# YOLOV8n Testing Base Code

In [None]:
# Install PyTorch (CUDA 12.9) + deps

# Upgrade pip first
%pip install --upgrade pip

# Install PyTorch with CUDA 12.9 (adjust if your setup uses a different CUDA build)
%pip install torch torchvision torchaudio --index-url https://download.pytorch.org/whl/cu129
%pip install ultralytics pandas psutil matplotlib tqdm


Note: you may need to restart the kernel to use updated packages.
Looking in indexes: https://download.pytorch.org/whl/cu129
Note: you may need to restart the kernel to use updated packages.
Note: you may need to restart the kernel to use updated packages.


In [None]:
import torch
import os
from pathlib import Path
import random
import numpy as np
from datetime import datetime

print("=== PyTorch & GPU Status ===")
print(f"Torch Version : {torch.__version__}")

if torch.cuda.is_available():
    device = torch.device("cuda")
    print("CUDA available: YES")
    print(f"GPU Name      : {torch.cuda.get_device_name(0)}")
    print(f"Compute Cap   : {torch.cuda.get_device_capability(0)}")
    print(f"CUDA Version  : {torch.version.cuda}")
else:
    device = torch.device("cpu")
    print("CUDA available: NO (running on CPU)")
    print(" This benchmark is intended to run on GPU.")

ROOT = Path(r"C:\Programming\CONFERENCE PAPER\NVIDIA\YOLOv8n").resolve()
RUNS_DIR = ROOT / "runs"
DATA_ROOT = ROOT / "data" / "coco5k"   # where we'll store the 5k COCO subset
YAML_PATH = DATA_ROOT / "coco5k.yaml"  # will be CREATED in Code Cell 3

RUNS_DIR.mkdir(parents=True, exist_ok=True)
DATA_ROOT.mkdir(parents=True, exist_ok=True)

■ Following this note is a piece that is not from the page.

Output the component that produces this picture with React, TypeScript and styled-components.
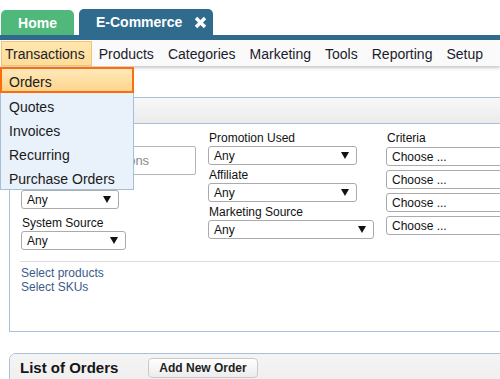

EXPERIMENT_NAME = "yolov8n_coco5k_pilot"
MODEL_WEIGHTS = "yolov8n.pt"   # base Ultralytics model

EPOCHS_PILOT = 30
IMG_SIZE = 512
BATCH_SIZE = 16
NUM_WORKERS = 4
SEED = 55

def set_seed(seed: int = 55):
    random.seed(seed)
    np.random.seed(seed)
    torch.manual_seed(seed)
    if torch.cuda.is_available():
        torch.cuda.manual_seed_all(seed)

set_seed(SEED)

print("\n=== Benchmark Configuration ===")
print(f"ROOT Dir         : {ROOT}")
print(f"Runs Dir         : {RUNS_DIR}")
print(f"Data Root        : {DATA_ROOT}")
print(f"Planned YAML     : {YAML_PATH})")
print(f"Experiment Name  : {EXPERIMENT_NAME}")
print(f"Epochs (Pilot)   : {EPOCHS_PILOT}")
print(f"Image Size       : {IMG_SIZE}")
print(f"Batch Size       : {BATCH_SIZE}")
print(f"Workers          : {NUM_WORKERS}")
print(f"Seed             : {SEED}")
print(f"Device           : {device}")
print(f"Start Time       : {datetime.now().strftime('%Y-%m-%d %H:%M:%S')}")


=== PyTorch & GPU Status ===
Torch Version : 2.8.0+cu129
CUDA available: YES
GPU Name      : NVIDIA GeForce RTX 5060 Ti
Compute Cap   : (12, 0)
CUDA Version  : 12.9

=== Benchmark Configuration ===
ROOT Dir         : C:\Programming\CONFERENCE PAPER\NVIDIA\YOLOV8n
Runs Dir         : C:\Programming\CONFERENCE PAPER\NVIDIA\YOLOV8n\runs
Data Root        : C:\Programming\CONFERENCE PAPER\NVIDIA\YOLOV8n\data\coco5k
Planned YAML     : C:\Programming\CONFERENCE PAPER\NVIDIA\YOLOV8n\data\coco5k\coco5k.yaml)
Experiment Name  : yolov8n_coco5k_pilot
Epochs (Pilot)   : 30
Image Size       : 512
Batch Size       : 16
Workers          : 4
Seed             : 55
Device           : cuda
Start Time       : 2025-12-03 16:59:13


In [None]:
# Uses official COCO 2017 val set (~5,000 images)

import os
from pathlib import Path
from urllib.request import urlretrieve
import zipfile

print("=== COCO 2017 val (5k) – Download & Extract ===")
print(f"DATA_ROOT : {DATA_ROOT}")

images_zip_path = DATA_ROOT / "val2017.zip"
ann_zip_path    = DATA_ROOT / "annotations_trainval2017.zip"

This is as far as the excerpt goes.